Depending on the type of education, yes definitely. And that’s what I really try to hammer home in the research methods class I teach. Scientific studies are complicated and knowing how to interpret them is very hard. Knowing how to recognize where there could be bias and where there could be a case where the data probably doesn’t apply to you or many people is also very hard. When news sources or journalists interpret scientific articles, they must be very skilled when wording scientific findings so they can do it in such a way that everyone can understand them while still being accurate. That is difficult and that takes a lot of practice. One hope is that most journalists have those qualities- of understanding science and understanding it accurately. I think there is a difference in the education level in the ability to interpret scientific information, unfortunately.
Do you think that decreases with the more education someone gets?
Yes, but not just because they have paid more money and gotten more education. In those cases, people in a Masters or PhD program get to read a lot more science because they must.

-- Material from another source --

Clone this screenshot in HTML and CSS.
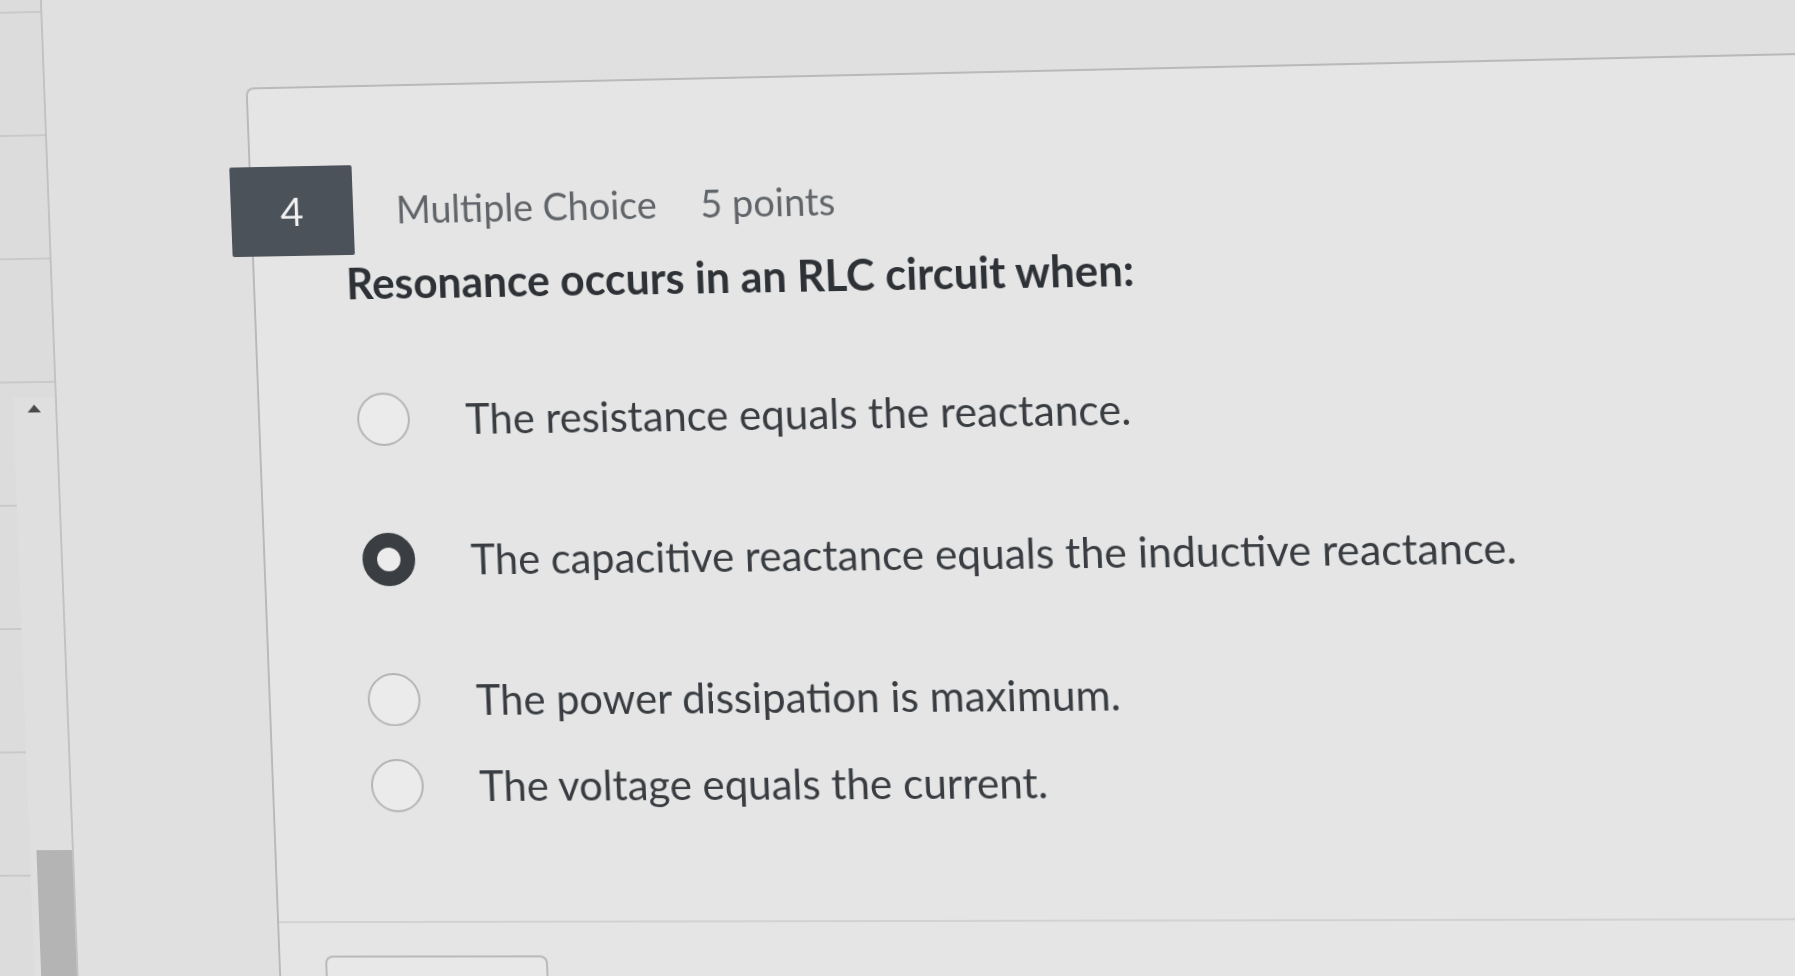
FILE: index.html
```html
<!DOCTYPE html>
<html lang="en">
<head>
<meta charset="utf-8">
<title>Quiz question 4</title>
<link rel="stylesheet" href="styles.css">
</head>
<body>
<div class="screen">
  <aside class="sidebar">
    <ul class="nav-list">
      <li class="nav-item nav-item--first"></li>
      <li class="nav-item"></li>
      <li class="nav-item"></li>
      <li class="nav-item"></li>
      <li class="nav-item"></li>
      <li class="nav-item"></li>
      <li class="nav-item"></li>
      <li class="nav-item"></li>
    </ul>
    <div class="scrollbar">
      <span class="scroll-arrow"></span>
      <span class="scroll-thumb"></span>
    </div>
  </aside>
  <main class="main">
    <section class="question-card">
      <header class="question-header">
        <div class="question-number">4</div>
        <span class="question-type">Multiple Choice</span>
        <span class="question-points">5 points</span>
      </header>
      <h2 class="question-text">Resonance occurs in an RLC circuit when:</h2>
      <div class="answers">
        <label class="answer">
          <span class="radio"></span>
          <span class="answer-text">The resistance equals the reactance.</span>
        </label>
        <label class="answer">
          <span class="radio radio--checked"></span>
          <span class="answer-text">The capacitive reactance equals the inductive reactance.</span>
        </label>
        <label class="answer">
          <span class="radio"></span>
          <span class="answer-text">The power dissipation is maximum.</span>
        </label>
        <label class="answer answer--compact">
          <span class="radio"></span>
          <span class="answer-text">The voltage equals the current.</span>
        </label>
      </div>
      <footer class="card-footer">
        <button class="footer-button" type="button"></button>
      </footer>
    </section>
  </main>
</div>
</body>
</html>
```

FILE: styles.css
```css
html,
body {
  margin: 0;
  padding: 0;
  width: 1795px;
  height: 976px;
  overflow: hidden;
  background: #e0e0e0;
}

body {
  font-family: Lato, "Noto Sans", "Liberation Sans", sans-serif;
}

/* the whole photographed screen, tilted like the camera saw it */
.screen {
  display: flex;
  width: 1875px;
  height: 1017px;
  margin: -40px 0 0 -40px;
  overflow: hidden;
  background: #e0e0e0;
  transform-origin: 940px 1040px;
  transform: perspective(2000px) rotateY(-2.75deg) skewX(2.2deg);
}

/* left navigation column */
.sidebar {
  position: relative;
  flex: 0 0 100px;
  background: #dcdcdc;
  border-right: 2px solid #c2c2c2;
}

.nav-list {
  list-style: none;
  margin: 0;
  padding: 0;
}

.nav-item {
  height: 124px;
  border-bottom: 2px solid #c9c9c9;
}

.nav-item--first {
  height: 30px;
}

.scrollbar {
  position: absolute;
  top: 425px;
  right: 0;
  bottom: 0;
  width: 44px;
  display: flex;
  flex-direction: column;
  background: #dfdfdf;
}

.scroll-arrow {
  align-self: center;
  width: 0;
  height: 0;
  margin-top: 7px;
  border-left: 7px solid transparent;
  border-right: 7px solid transparent;
  border-bottom: 8px solid #4a4a4a;
}

.scroll-thumb {
  margin-top: auto;
  margin-left: 7px;
  height: 130px;
  background: #b4b4b4;
}

/* main content */
.main {
  flex: 1;
  display: flex;
  padding: 113px 0 0 208px;
}

.question-card {
  flex: 1;
  display: flex;
  flex-direction: column;
  background: #e5e5e5;
  border-top: 2px solid #b9b9b9;
  border-left: 2px solid #b9b9b9;
  border-top-left-radius: 8px;
}

.question-header {
  display: flex;
  align-items: center;
  gap: 44px;
  margin-top: 79px;
}

.question-number {
  flex: 0 0 126px;
  height: 91px;
  margin-left: -22px;
  display: flex;
  align-items: center;
  justify-content: center;
  background: #4b5259;
  color: #f2f2f2;
  font-size: 41px;
  border-radius: 2px;
}

.question-type,
.question-points {
  font-size: 38.3px;
  color: #616569;
  line-height: 1.2;
}

.question-text {
  margin: 2px 0 0;
  padding-left: 94px;
  font-size: 43.4px;
  font-weight: 700;
  line-height: 1.2;
  color: #2e3236;
}

.answers {
  display: flex;
  flex-direction: column;
  margin-top: 86px;
  padding-left: 100px;
}

.answer {
  display: flex;
  align-items: center;
  gap: 57px;
  height: 54px;
}

.answer + .answer {
  margin-top: 88px;
}

.answer + .answer--compact {
  margin-top: 33px;
}

.radio {
  flex: 0 0 54px;
  height: 54px;
  box-sizing: border-box;
  border-radius: 50%;
  border: 2px solid #b4b4b4;
  background: #ebebeb;
}

.radio--checked {
  border: 15px solid #3a3e43;
  background: #ececec;
}

.answer-text {
  font-size: 42.3px;
  line-height: 1.2;
  color: #393d41;
  white-space: nowrap;
}

.card-footer {
  flex: 1;
  margin-top: 110px;
  padding: 33px 0 0 46px;
  border-top: 2px solid #d2d2d2;
}

.footer-button {
  display: block;
  width: 228px;
  height: 40px;
  padding: 0;
  border: 2px solid #b9b9b9;
  border-bottom: 0;
  border-radius: 8px 8px 0 0;
  background: #e8e8e8;
}
```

That being said, someone without a scientific education who reads a lot of scientific articles would probably be as good as someone doing the same thing with a scientific education because reading articles themselves takes a lot of practice and willingness to understand details and think about how it could be interpreted differently. The more you do it, the better you get. I could have read an article six years ago and I could read the same article today and have a completely different interpretation on it. Not because I have taken more classes, but because I have read more articles and therefore, have developed more critical thinking and reasoning skills. It is related to education in that with university education, you get to learn the specifics on how a study is done which allows you to interpret it differently, but someone without a university education could learn to do that as well if they put time into it.